Bcc Valdostana: sofferenze in aumento
Ecco appunto trasparenza e fiducia.
Analizzando i dati della Bcc Valdostana, la più grande banca locale della regione, si evidenziano gli stessi seri problemi che ormai vivono la maggior parte delle banche.
Innanzitutto un indice Core Tier 1 (utilizzato per gli stress test e che valuta la solidità patrimoniale di un istituto di credito) al 11,66% al 31dic 2015 nettamente inferiore alla media delle Bcc del nostro Paese che è del 16,1%. Ma soprattutto un rapporto sofferenze nette (al netto cioè delle svalutazioni già effettuate dalla Bcc con proprie risorse) su impieghi praticamente raddoppiato rispetto all’anno precedente (3,83% al 31/12/2015 rispetto al 1,9% del 31/12/2014), a conferma della malagestio dimostrata dal management nell’esplicazione della attività creditizia.
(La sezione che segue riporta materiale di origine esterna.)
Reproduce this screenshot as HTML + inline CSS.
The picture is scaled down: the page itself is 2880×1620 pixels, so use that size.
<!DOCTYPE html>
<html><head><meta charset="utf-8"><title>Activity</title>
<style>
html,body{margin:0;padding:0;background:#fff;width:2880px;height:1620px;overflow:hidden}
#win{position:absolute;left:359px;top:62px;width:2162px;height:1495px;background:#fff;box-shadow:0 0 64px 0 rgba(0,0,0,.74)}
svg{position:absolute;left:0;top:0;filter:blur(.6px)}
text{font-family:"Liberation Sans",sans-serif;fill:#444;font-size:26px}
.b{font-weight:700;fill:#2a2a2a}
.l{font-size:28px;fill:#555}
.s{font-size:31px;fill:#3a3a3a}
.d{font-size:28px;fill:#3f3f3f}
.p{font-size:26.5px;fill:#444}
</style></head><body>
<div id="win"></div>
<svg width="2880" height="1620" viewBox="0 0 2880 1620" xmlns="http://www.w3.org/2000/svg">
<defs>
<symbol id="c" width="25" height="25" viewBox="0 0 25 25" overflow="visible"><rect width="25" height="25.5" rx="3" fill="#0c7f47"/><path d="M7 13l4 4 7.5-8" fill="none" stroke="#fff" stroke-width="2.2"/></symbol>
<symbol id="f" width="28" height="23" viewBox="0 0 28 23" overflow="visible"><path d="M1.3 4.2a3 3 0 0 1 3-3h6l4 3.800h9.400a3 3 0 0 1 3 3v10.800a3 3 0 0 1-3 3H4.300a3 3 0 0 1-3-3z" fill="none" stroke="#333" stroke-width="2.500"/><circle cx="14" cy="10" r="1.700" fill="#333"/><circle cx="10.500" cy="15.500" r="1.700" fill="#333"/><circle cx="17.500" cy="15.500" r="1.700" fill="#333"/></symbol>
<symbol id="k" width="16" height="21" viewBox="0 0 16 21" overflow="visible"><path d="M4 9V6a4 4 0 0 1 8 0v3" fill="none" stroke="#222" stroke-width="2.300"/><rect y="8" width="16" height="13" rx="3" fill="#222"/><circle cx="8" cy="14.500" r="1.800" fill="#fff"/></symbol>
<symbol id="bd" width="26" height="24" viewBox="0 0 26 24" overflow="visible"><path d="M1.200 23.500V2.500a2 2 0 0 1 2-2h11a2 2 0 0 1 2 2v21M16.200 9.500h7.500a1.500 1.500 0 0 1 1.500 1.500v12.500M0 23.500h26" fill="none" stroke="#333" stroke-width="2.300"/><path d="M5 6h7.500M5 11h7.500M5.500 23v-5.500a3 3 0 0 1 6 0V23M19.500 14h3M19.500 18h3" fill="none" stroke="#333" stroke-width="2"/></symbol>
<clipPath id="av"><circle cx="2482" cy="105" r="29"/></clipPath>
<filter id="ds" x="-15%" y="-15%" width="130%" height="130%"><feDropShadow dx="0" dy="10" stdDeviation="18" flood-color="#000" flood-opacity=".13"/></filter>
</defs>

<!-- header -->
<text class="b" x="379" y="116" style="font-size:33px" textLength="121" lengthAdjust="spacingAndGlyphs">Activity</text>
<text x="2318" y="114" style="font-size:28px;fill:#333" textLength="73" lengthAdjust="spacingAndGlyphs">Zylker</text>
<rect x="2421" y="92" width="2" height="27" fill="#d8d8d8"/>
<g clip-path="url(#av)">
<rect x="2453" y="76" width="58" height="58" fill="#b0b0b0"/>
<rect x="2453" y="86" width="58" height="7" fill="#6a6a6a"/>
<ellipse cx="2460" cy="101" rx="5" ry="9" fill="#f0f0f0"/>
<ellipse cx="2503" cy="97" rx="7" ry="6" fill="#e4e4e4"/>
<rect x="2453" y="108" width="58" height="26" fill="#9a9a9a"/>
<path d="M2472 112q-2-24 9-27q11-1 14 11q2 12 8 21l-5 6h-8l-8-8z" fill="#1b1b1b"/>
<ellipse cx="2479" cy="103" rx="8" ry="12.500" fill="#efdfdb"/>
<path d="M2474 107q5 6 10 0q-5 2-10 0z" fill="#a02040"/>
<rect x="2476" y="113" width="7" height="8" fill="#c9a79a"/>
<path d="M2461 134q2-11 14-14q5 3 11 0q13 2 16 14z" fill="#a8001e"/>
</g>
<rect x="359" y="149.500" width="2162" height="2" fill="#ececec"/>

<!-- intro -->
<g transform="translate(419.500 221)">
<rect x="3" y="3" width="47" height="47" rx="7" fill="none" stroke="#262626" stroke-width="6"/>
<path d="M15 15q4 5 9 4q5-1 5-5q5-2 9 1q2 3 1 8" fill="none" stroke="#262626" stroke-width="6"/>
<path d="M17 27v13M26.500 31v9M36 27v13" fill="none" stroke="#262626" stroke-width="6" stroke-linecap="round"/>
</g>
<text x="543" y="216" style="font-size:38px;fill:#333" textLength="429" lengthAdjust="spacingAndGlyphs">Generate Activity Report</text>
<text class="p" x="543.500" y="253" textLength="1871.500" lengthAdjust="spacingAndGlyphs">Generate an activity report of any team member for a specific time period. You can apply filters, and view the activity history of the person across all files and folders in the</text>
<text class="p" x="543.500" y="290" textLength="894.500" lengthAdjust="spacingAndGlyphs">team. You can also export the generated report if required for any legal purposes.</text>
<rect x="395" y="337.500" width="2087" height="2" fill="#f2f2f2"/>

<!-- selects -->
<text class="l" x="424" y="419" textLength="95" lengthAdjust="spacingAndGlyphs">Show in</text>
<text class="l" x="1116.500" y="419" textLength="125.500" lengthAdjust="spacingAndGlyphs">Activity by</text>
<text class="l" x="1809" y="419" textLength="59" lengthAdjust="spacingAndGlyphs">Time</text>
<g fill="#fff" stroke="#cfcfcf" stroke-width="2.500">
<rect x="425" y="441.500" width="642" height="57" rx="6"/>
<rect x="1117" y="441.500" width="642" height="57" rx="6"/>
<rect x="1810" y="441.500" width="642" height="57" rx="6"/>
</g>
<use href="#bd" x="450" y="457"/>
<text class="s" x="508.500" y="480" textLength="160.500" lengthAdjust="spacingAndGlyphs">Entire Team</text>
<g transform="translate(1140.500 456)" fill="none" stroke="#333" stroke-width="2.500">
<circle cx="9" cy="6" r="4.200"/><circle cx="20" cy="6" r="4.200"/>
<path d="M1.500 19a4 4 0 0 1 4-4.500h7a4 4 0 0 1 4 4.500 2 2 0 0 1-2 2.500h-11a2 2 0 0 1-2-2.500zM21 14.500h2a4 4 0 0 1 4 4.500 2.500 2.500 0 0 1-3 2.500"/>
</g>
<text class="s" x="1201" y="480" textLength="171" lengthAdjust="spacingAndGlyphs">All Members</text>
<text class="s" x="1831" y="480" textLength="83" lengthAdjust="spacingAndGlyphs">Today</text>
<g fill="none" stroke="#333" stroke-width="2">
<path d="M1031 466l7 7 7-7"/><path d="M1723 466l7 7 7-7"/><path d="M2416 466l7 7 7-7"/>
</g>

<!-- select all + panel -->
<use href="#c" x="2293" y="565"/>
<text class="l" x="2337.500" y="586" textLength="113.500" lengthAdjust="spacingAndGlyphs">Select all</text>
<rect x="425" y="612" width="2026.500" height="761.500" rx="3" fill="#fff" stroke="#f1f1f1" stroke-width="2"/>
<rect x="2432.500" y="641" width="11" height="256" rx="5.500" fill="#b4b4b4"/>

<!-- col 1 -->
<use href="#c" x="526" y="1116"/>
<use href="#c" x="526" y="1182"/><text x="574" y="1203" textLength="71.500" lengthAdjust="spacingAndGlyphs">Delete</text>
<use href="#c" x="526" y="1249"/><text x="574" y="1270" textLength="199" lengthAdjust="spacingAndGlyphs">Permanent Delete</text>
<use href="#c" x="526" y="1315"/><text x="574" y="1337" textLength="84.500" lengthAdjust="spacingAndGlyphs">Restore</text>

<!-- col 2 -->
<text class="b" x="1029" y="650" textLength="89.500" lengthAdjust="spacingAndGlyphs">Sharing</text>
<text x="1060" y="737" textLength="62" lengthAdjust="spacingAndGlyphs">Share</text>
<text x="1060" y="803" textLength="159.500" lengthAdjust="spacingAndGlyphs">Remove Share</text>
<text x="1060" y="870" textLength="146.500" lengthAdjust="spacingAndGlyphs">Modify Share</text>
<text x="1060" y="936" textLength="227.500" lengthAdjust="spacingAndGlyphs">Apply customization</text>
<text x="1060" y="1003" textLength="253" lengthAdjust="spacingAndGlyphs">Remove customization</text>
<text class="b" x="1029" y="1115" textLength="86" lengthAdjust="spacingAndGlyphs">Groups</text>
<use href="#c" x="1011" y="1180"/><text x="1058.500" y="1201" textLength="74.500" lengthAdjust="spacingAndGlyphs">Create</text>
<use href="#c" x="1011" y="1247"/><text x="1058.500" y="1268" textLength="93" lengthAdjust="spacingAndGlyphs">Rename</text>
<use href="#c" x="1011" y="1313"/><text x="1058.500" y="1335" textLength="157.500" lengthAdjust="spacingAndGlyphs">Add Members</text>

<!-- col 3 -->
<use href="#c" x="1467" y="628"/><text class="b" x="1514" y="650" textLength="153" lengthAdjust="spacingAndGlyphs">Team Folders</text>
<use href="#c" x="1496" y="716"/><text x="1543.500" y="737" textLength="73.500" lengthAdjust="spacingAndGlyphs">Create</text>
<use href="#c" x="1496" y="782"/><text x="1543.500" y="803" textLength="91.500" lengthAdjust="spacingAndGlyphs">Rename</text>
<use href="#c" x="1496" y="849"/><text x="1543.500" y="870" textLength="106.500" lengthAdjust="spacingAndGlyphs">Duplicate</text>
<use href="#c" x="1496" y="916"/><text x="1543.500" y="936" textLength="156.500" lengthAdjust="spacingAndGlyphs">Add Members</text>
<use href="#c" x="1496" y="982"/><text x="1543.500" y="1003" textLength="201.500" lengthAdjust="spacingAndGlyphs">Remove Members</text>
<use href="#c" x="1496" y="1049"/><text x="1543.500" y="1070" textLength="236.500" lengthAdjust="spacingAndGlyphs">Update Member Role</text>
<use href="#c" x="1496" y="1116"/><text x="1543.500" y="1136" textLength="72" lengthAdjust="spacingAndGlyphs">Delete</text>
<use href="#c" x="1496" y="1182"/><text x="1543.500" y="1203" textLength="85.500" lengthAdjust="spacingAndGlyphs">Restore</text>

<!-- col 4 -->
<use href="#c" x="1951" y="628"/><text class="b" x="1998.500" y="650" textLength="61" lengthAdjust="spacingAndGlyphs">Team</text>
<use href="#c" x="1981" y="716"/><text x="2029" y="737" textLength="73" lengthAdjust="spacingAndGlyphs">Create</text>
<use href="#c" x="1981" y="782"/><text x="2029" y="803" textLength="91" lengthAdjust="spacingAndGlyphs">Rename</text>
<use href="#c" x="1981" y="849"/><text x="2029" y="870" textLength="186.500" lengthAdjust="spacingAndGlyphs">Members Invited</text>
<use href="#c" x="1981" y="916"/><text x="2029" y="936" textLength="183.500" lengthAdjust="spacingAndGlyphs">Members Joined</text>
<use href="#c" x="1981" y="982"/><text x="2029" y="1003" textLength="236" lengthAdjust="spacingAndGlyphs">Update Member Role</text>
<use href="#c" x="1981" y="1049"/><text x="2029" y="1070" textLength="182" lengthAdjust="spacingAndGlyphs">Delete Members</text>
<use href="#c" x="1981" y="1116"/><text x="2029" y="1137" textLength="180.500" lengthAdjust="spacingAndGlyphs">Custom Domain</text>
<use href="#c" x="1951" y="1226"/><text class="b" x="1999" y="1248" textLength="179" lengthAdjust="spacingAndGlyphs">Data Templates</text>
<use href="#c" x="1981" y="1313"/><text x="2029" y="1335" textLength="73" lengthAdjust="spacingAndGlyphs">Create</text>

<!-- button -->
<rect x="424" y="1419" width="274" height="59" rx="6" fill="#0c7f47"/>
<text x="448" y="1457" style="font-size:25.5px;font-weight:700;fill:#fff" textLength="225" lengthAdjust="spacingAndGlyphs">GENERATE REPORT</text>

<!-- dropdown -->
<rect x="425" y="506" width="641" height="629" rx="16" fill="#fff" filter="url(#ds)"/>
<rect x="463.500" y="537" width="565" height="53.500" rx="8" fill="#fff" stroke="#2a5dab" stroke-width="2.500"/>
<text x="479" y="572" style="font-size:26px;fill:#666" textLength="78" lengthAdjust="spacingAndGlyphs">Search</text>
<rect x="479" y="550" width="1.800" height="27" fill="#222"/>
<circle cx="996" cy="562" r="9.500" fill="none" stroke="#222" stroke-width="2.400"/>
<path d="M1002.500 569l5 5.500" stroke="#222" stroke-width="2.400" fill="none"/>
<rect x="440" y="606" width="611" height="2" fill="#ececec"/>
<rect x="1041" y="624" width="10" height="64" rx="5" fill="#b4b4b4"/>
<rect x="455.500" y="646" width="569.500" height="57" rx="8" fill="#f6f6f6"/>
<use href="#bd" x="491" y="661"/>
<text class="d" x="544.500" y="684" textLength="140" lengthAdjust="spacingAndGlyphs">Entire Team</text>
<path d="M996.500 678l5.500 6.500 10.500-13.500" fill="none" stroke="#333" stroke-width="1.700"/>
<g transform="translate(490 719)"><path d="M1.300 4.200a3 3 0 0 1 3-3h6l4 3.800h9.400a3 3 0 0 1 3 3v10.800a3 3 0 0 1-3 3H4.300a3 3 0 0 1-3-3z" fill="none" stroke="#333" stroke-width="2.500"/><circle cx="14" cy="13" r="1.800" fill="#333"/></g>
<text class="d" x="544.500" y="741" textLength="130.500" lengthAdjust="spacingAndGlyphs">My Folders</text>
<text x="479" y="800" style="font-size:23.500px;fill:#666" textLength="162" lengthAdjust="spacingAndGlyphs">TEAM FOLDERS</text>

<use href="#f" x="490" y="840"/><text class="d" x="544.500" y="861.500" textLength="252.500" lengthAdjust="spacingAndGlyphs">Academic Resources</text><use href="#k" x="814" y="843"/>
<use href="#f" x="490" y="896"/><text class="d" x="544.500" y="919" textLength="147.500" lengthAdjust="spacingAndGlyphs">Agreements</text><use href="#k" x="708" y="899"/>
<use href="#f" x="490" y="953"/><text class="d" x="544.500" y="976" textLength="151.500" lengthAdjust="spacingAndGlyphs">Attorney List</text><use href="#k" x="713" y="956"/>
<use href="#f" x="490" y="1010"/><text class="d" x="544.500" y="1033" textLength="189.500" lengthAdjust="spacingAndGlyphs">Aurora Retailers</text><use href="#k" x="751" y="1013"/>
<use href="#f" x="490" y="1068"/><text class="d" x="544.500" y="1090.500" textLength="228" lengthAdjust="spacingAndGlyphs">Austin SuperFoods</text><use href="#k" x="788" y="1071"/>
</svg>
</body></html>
UNA COMUNICAZIONE TRASPARENTE? Ci chiediamo: ma tutto ciò viene riferito con trasparenza, così come si dovrebbe (senza pretendere la lettura dei voluminosi e incomprensibili prospetti informativi), ai clienti quando si collocano prestiti obbligazionari (ben 8 negli ultimi 15 mesi per un totale di circa 29 milioni di euro)?
È stato detto ai clienti che quelle obbligazioni, nel caso di peggioramento della situazione e le si voglia vendere, non hanno un mercato né la banca (lo afferma nel prospetto informativo) è obbligata ad acquistarle?
Ma soprattutto sono stati avvisati i possessori, ebbene sì anche in Valle d’Aosta sono state vendute, della obbligazione subordinata 2/11/2011 – 2/11/2017 (codice Isin IT0004773450) dei rischi che corrono in caso di default della banca? E soprattutto come mai la banca, per questo titolo, non ha provveduto, così come ha fatto negli ultimi sei mesi per tanti altri prestiti obbligazionari subordinati, al riacquisto del titolo azzerando i rischi dei possessori?
CHI SI È PRESO LE OBBLIGAZIONI RIACQUISTATE? E soprattutto ci piacerebbe sapere chi sono i pochi ‘fortunati’ possessori di quelle obbligazioni riacquistate (solo per un controvalore di 1.165.000 euro) e tentare invece di informare quei tanti iellati e forse ignari possessori delle obbligazioni ‘non riacquistate’ ( per almeno un controvalore di 6 milioni di euro).
Semplici domande per verificare se attribuire alla Bcc Valdostana l’oscar regionale della trasparenza e della fiducia oppure considerarla alla stregua di tutti gli altri sciacalli finanziari.